In a bid to delay the country's fall into the economic abyss, the Ukrainian government has been seeking money by fair means or foul. The Zelensky regime requiring money for the war and internal reserves are all but exhausted, and it has been decided to increase the burden on Ukrainians by raising VAT, military duty rates, and the electricity tariff — from 4.32 to 6.5-7 hryvnia (13-16 rubles) per kilowatt. Given the people’s beggarly wages, this will be a truly devastative blow. Team Zelensky is clearly acting on the principle described in a gloomy joke: "What do you do to make a cow give more milk? Feed less, milk more." But Ukrainians are no longer amused, and businesses are only busy counting losses. 55 percent of companies will prove unable to compensate their employees for an increase in the military levy from 1.5 to 5 percent, which will lead to a decrease in real incomes of Ukrainian people, the European Business Association says. 14 percent are fully ready to compensate for it, 13 percent will do this partially. As a result, the salary in October is going to be notably smaller.
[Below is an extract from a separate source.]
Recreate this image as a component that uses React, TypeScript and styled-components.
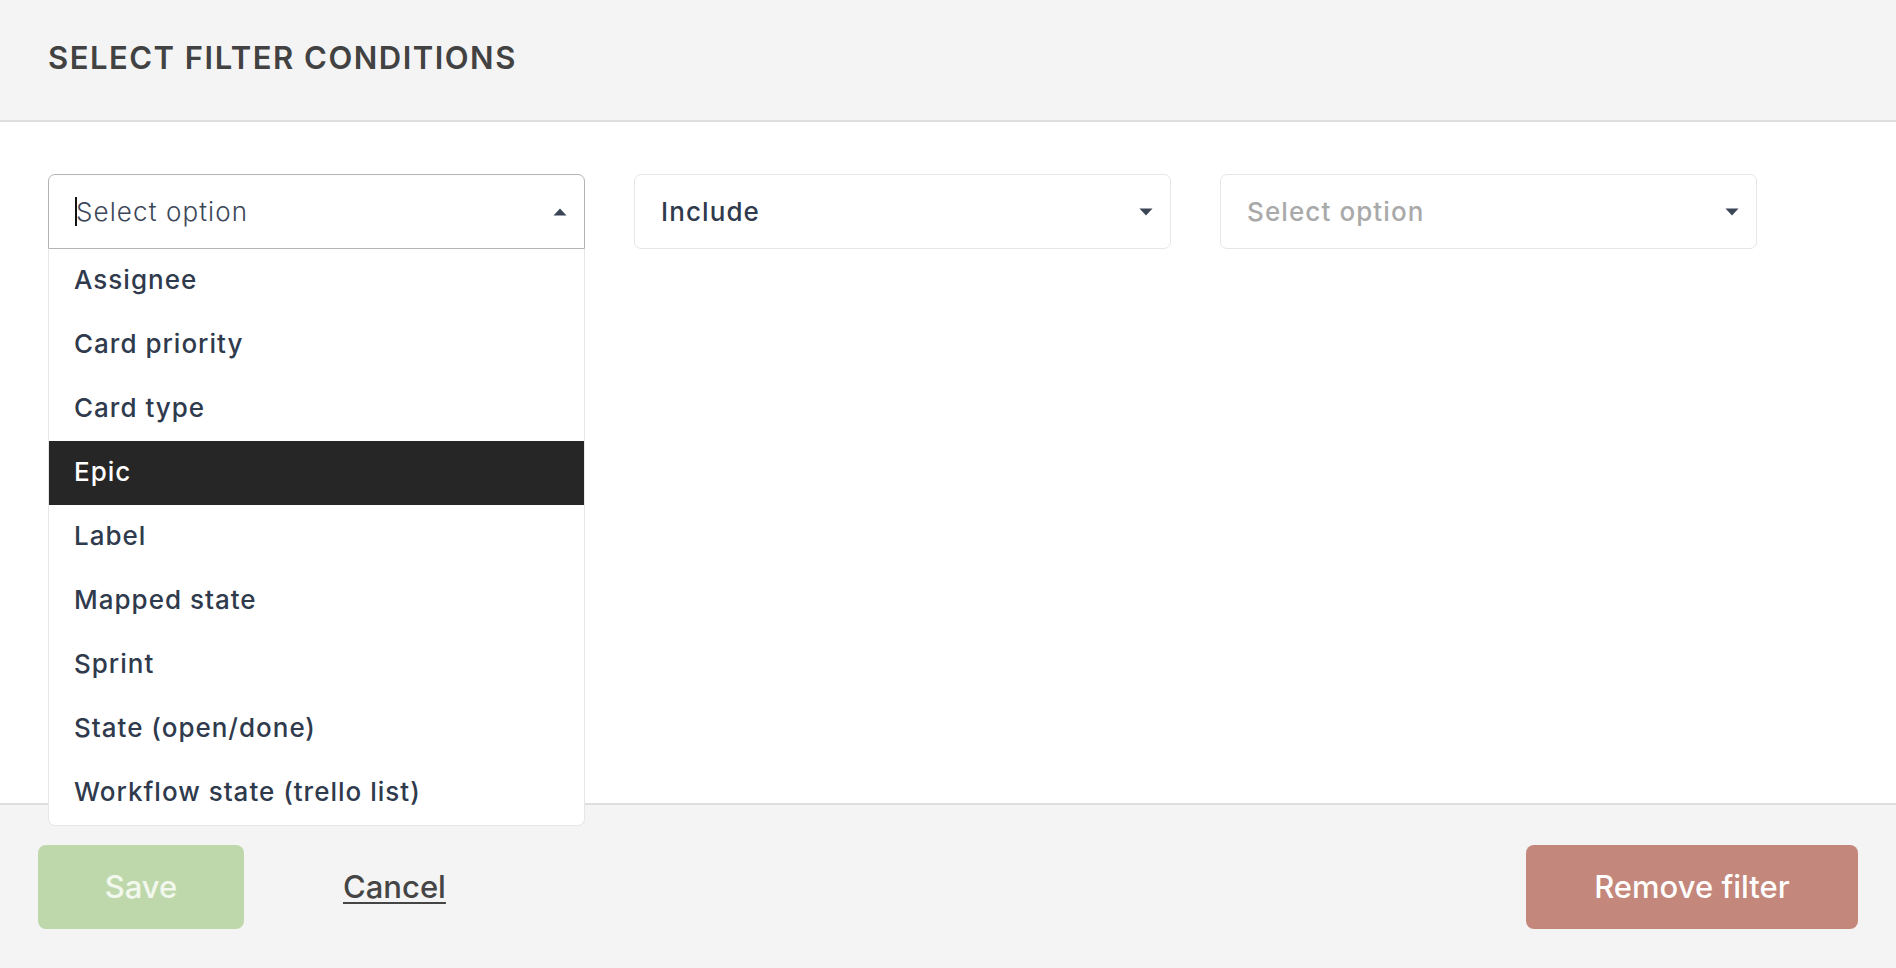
import React from "react";
import styled, { createGlobalStyle } from "styled-components";

const Global = createGlobalStyle`
  * { box-sizing: border-box; }
  html, body { margin: 0; padding: 0; background: #ffffff; }
  body { font-family: Inter, "Noto Sans", sans-serif; }
`;

const Page = styled.div`
  width: 1896px;
  height: 968px;
  display: flex;
  flex-direction: column;
  background: #ffffff;
  overflow: hidden;
`;

const Header = styled.header`
  height: 122px;
  flex: none;
  display: flex;
  align-items: center;
  padding: 0 0 6px 48px;
  background: #f4f4f4;
  border-bottom: 2px solid #dedede;
`;

const Title = styled.h1`
  margin: 0;
  font-family: Inter, "Noto Sans", sans-serif;
  font-weight: 600;
  font-size: 31px;
  letter-spacing: 1.5px;
  color: #424242;
`;

const Body = styled.main`
  flex: 1;
  display: flex;
  align-items: flex-start;
  gap: 49px;
  padding: 52px 0 0 48px;
`;

const SelectWrap = styled.div`
  position: relative;
  width: 537px;
`;

const SelectBox = styled.div<{ $open?: boolean }>`
  height: 75px;
  display: flex;
  align-items: center;
  padding: 0 17px 0 26px;
  background: #ffffff;
  border: 1.5px solid ${(p) => (p.$open ? "#b4b4b4" : "#e6e6e6")};
  border-radius: ${(p) => (p.$open ? "7px 7px 0 0" : "7px")};
`;

const Value = styled.span<{ $tone: "typed" | "value" | "placeholder" }>`
  flex: 1;
  display: flex;
  align-items: center;
  font-size: 26px;
  letter-spacing: 1.1px;
  font-weight: ${(p) => (p.$tone === "typed" ? 300 : 500)};
  color: ${(p) =>
    p.$tone === "placeholder" ? "#a9a9a9" : p.$tone === "typed" ? "#3b4658" : "#2f3a4c"};
`;

const Cursor = styled.span`
  display: inline-block;
  width: 2px;
  height: 29px;
  background: #111;
  margin-right: -1px;
`;

const Caret = styled.svg`
  flex: none;
  width: 14px;
  height: 8px;
  fill: #3a4556;
`;

const Menu = styled.ul`
  position: absolute;
  z-index: 5;
  top: 75px;
  left: 0;
  width: 537px;
  margin: 0;
  padding: 0;
  list-style: none;
  background: #ffffff;
  border: 1.5px solid #e6e6e6;
  border-top: none;
  border-radius: 0 0 7px 7px;
`;

const Item = styled.li<{ $active?: boolean }>`
  height: 64px;
  display: flex;
  align-items: center;
  padding: 0 0 4px 25px;
  font-size: 26px;
  font-weight: 500;
  letter-spacing: 1px;
  color: ${(p) => (p.$active ? "#ffffff" : "#2f3a4d")};
  background: ${(p) => (p.$active ? "#262626" : "transparent")};
`;

const Footer = styled.footer`
  height: 165px;
  flex: none;
  display: flex;
  align-items: center;
  padding: 0 38px 0 38px;
  background: #f4f4f4;
  border-top: 2px solid #dedede;
`;

const Button = styled.button<{ $tone: "save" | "danger" }>`
  height: 84px;
  width: ${(p) => (p.$tone === "save" ? "206px" : "332px")};
  margin-left: ${(p) => (p.$tone === "danger" ? "auto" : "0")};
  border: none;
  border-radius: 8px;
  font-family: Inter, "Noto Sans", sans-serif;
  font-size: 31px;
  font-weight: 500;
  color: ${(p) => (p.$tone === "save" ? "#f3f8ef" : "#ffffff")};
  background: ${(p) => (p.$tone === "save" ? "#bfd8ab" : "#c4877b")};
`;

const LinkButton = styled.button`
  margin-left: 99px;
  padding: 0;
  border: none;
  background: none;
  font-family: Inter, "Noto Sans", sans-serif;
  font-size: 31px;
  font-weight: 500;
  color: #454545;
  text-decoration: underline;
  text-underline-offset: 4px;
  text-decoration-thickness: 2px;
`;

const Up = () => (
  <Caret viewBox="0 0 14 8">
    <path d="M7 0.5 L13.5 7.5 L0.5 7.5 Z" />
  </Caret>
);
const Down = () => (
  <Caret viewBox="0 0 14 8">
    <path d="M0.5 0.5 L13.5 0.5 L7 7.5 Z" />
  </Caret>
);

const options = [
  "Assignee",
  "Card priority",
  "Card type",
  "Epic",
  "Label",
  "Mapped state",
  "Sprint",
  "State (open/done)",
  "Workflow state (trello list)",
];

export default function App() {
  return (
    <Page>
      <Global />
      <Header>
        <Title>SELECT FILTER CONDITIONS</Title>
      </Header>
      <Body>
        <SelectWrap>
          <SelectBox $open>
            <Value $tone="typed">
              <Cursor />
              Select option
            </Value>
            <Up />
          </SelectBox>
          <Menu>
            {options.map((o) => (
              <Item key={o} $active={o === "Epic"}>
                {o}
              </Item>
            ))}
          </Menu>
        </SelectWrap>
        <SelectWrap>
          <SelectBox>
            <Value $tone="value">Include</Value>
            <Down />
          </SelectBox>
        </SelectWrap>
        <SelectWrap>
          <SelectBox>
            <Value $tone="placeholder">Select option</Value>
            <Down />
          </SelectBox>
        </SelectWrap>
      </Body>
      <Footer>
        <Button $tone="save">Save</Button>
        <LinkButton>Cancel</LinkButton>
        <Button $tone="danger">Remove filter</Button>
      </Footer>
    </Page>
  );
}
The IMF has recently come up with a forecast that the 2025 hole in the Ukrainian budget will amount to $26bn. Ukrainian MP Alexander Ustinov says this kind of holes are only being closed thanks to Western funds, and in case of terminated US assistance, the Kiev regime will have to "hold out a tin cup." Ukraine has always been among countries with highest inflation and even made it into top-five on this measure. It is commonplace that countries engaged in wars suffer this. Due to military and economic mobilization, they have to commit to significant excess of budget expenditures over revenues. And the resulting deficit is covered by borrowings from the financial department (Ministry of Finance). The easiest way to borrow is placing government bonds with the central bank. Simply put, the budget "hole" is closed by means of a "printing press". In Ukraine, the budget deficit of almost 90 percent ($30.9bn) is compensated by external sources, and 2023 was a peak year for that country in terms of external financing. In addition to loans and credits, Kiev has been also obtaining non-repayable grant aid worth $11.6bn. In total, the inflow of funds from external sources has amounted to nearly $43bn. Here are the parameters of Ukraine’s budget for 2024: revenues are $48.4bn; expenditures account for $92.2bn; the deficit is $43.2bn. About half of all the budget spending is meant for the war. Some 20 to 25 percent is spent on servicing the public debt (one of the world’s highest). This year’s budget deficit is almost a quarter higher than in 2023.
According to Professor Valentin Katasonov, "everyone understands perfectly well that the West’s possibilities and enthusiasm for loans and grant assistance have run dry. And it won’t be possible to cover most of the budget ‘hole’ at the expense of external sources. Kiev, Washington, Brussels and London do apprehend this. Therefore, the Ukrainian central bank will have to turn on the ‘printing press’ on full throttle and further accelerate inflation."
The situation does not look normal, even if we consider that Kiev will get virtually every 20th hryvnia that the budget lacks as part of irrevocable international assistance. All of this creates additional risks, even if creditors, Western countries and international institutions, do not press heavily on Kiev for debt repayment.
Moreover, a threat to further financing is posed by intensified offensive by the Russian army. Therefore, the next few years are definitely not going to be enjoyable to Ukraine.